Why is the non-Hindi play so insignificant in the portfolio of most studios?
UTV does films in Hindi, Tamil, Telugu and Malayalam. There are other languages that are doing well like Bhojpuri and Punjabi. There are several entertainers from Bhojpuri. But between south and north (languages) there is no overlap. Other markets have a lot of overlap with Hindi.

How has the economics of the business (composition of operating costs and revenues) changed as corporatisation and scale have come in?
Five years ago theatricals brought in 70-75 per cent of a film’s revenues, with music, overseas, satellite etc bringing in the rest. Today, theatres bring in 50-55 per cent, satellite is the second largest contributor at 20-25 per cent of revenues. New media revenues (IPTV, VoD, PPV) is a growing proposition though it is still very small.

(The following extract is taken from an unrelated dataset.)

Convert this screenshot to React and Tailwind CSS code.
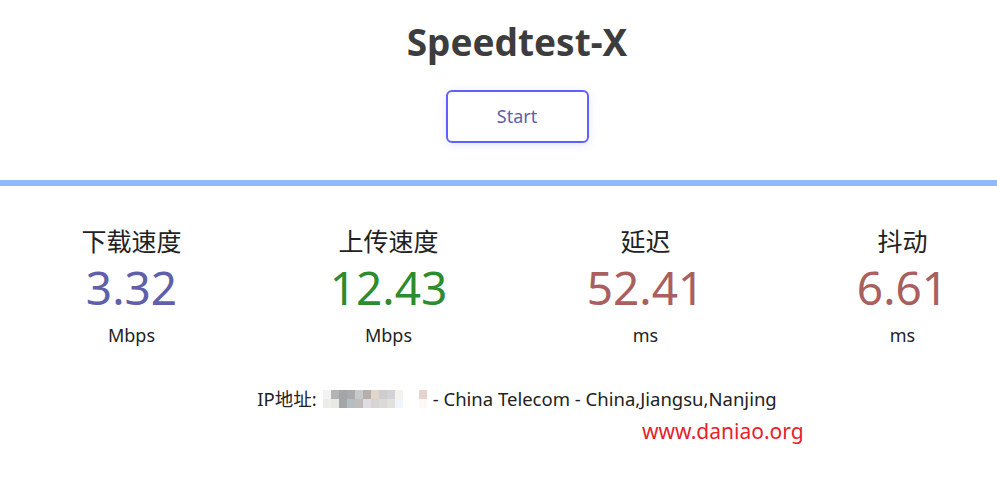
import React from 'react';

const FONT = { fontFamily: '"Noto Sans", "Noto Sans CJK SC", sans-serif' };

const STATS = [
  { label: '下载速度', value: '3.32', unit: 'Mbps', color: 'text-[#6060aa]' },
  { label: '上传速度', value: '12.43', unit: 'Mbps', color: 'text-[#2e8b2e]' },
  { label: '延迟', value: '52.41', unit: 'ms', color: 'text-[#aa5f5f]' },
  { label: '抖动', value: '6.61', unit: 'ms', color: 'text-[#aa5f5f]' }
];

// mosaic over the IP address
const MOSAIC = [
  ['#f2f2f4', '#b2b4b4', '#a2a6a6', '#aaaaaa', '#c6cacd', '#b6aeaa', '#e2d6c8', '#cdcdcf', '#d2d2d6', '#f5f1ed', '#ffffff', '#ffffff', '#e4d4cc'],
  ['#ececea', '#e8e8e4', '#a2a6a6', '#b4bcc4', '#c0bcbc', '#e0dce4', '#d6d6d6', '#ddd9d9', '#e0e0dc', '#f0f4fc', '#ffffff', '#ffffff', '#fcf8f4']
];

const App = () => {
  return (
    <div className="w-[997px] h-[491px] bg-white overflow-hidden" style={FONT}>
      {/* page is wider than the window, content is centred on 1034px */}
      <div className="w-[1034px]">
        <div className="flex flex-col items-center pt-[17px]">
          <h1 className="text-[37px] leading-[50px] font-bold text-[#3d3d3d]">Speedtest-X</h1>
          <button className="mt-[23px] w-[143px] h-[53px] rounded-[6px] border-2 border-[#6060ff] bg-white text-[18px] text-[#6060aa] shadow-[0_2px_8px_rgba(96,96,255,0.15)]">
            Start
          </button>
        </div>

        <div className="mt-[37px] h-[6px] bg-[#8fb9fb]" />

        <div className="flex ml-[3px] mt-[40px]">
          {STATS.map((s) => (
            <div key={s.label} className="w-[257px] shrink-0 flex flex-col items-center">
              <div className="text-[25px] leading-[30px] text-[#222]">{s.label}</div>
              <div className={`mt-[4px] text-[46px] leading-[54px] ${s.color}`}>{s.value}</div>
              <div className="mt-[9px] text-[18px] leading-[24px] text-[#222]">{s.unit}</div>
            </div>
          ))}
        </div>

        <div className="mt-[40px] flex items-center justify-center text-[18.5px] leading-[24px] text-[#222]">
          <span>IP地址: </span>
          <span className="inline-flex flex-col ml-[6px] mr-[6px]">
            {MOSAIC.map((row, i) => (
              <span key={i} className="flex">
                {row.map((c, j) => (
                  <span key={j} className="w-[8px] h-[9px]" style={{ background: c }} />
                ))}
              </span>
            ))}
          </span>
          <span>- China Telecom - China,Jiangsu,Nanjing</span>
        </div>

        <div className="mt-[6px] pl-[642px] text-[21px] leading-[28px] text-[#e8212b]">www.daniao.org</div>
      </div>
    </div>
  );
};

export default App;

On the cost side, the biggest rise has been in the print and publicity cost because the noise level is so much. For instance, we spent Rs 2 crore on marketing Rang De Basanti in 2006. If we had to market it today, it would cost Rs 7-8 crore. Also, there are talent costs which in a film form more than half the production cost. They are 30-40 per cent more than they should be. But that is the function of a lot of money chasing a limited pool of talent. Why not take newcomers?
We do. Look at Welcome to Sajjanpur, Dev D, A Wednesday.

Most multiplex films seem like they would do better on home video or pay-per-view. Is it critical that even a small intimate film is released in the theatre?
A high (brow) film has to have a one line that can make it marketable, otherwise it is an uphill task to get people into the theatre. For instance, Mumbai Meri Jaan was about the train blasts in Mumbai, it was a heavy subject. Dev D on the other hand was fun and easy to market. Both, however, were small films. Does that mean they don’t need a theatrical release? I don’t think audiences would buy it on TV if there hasn’t been a theatrical release.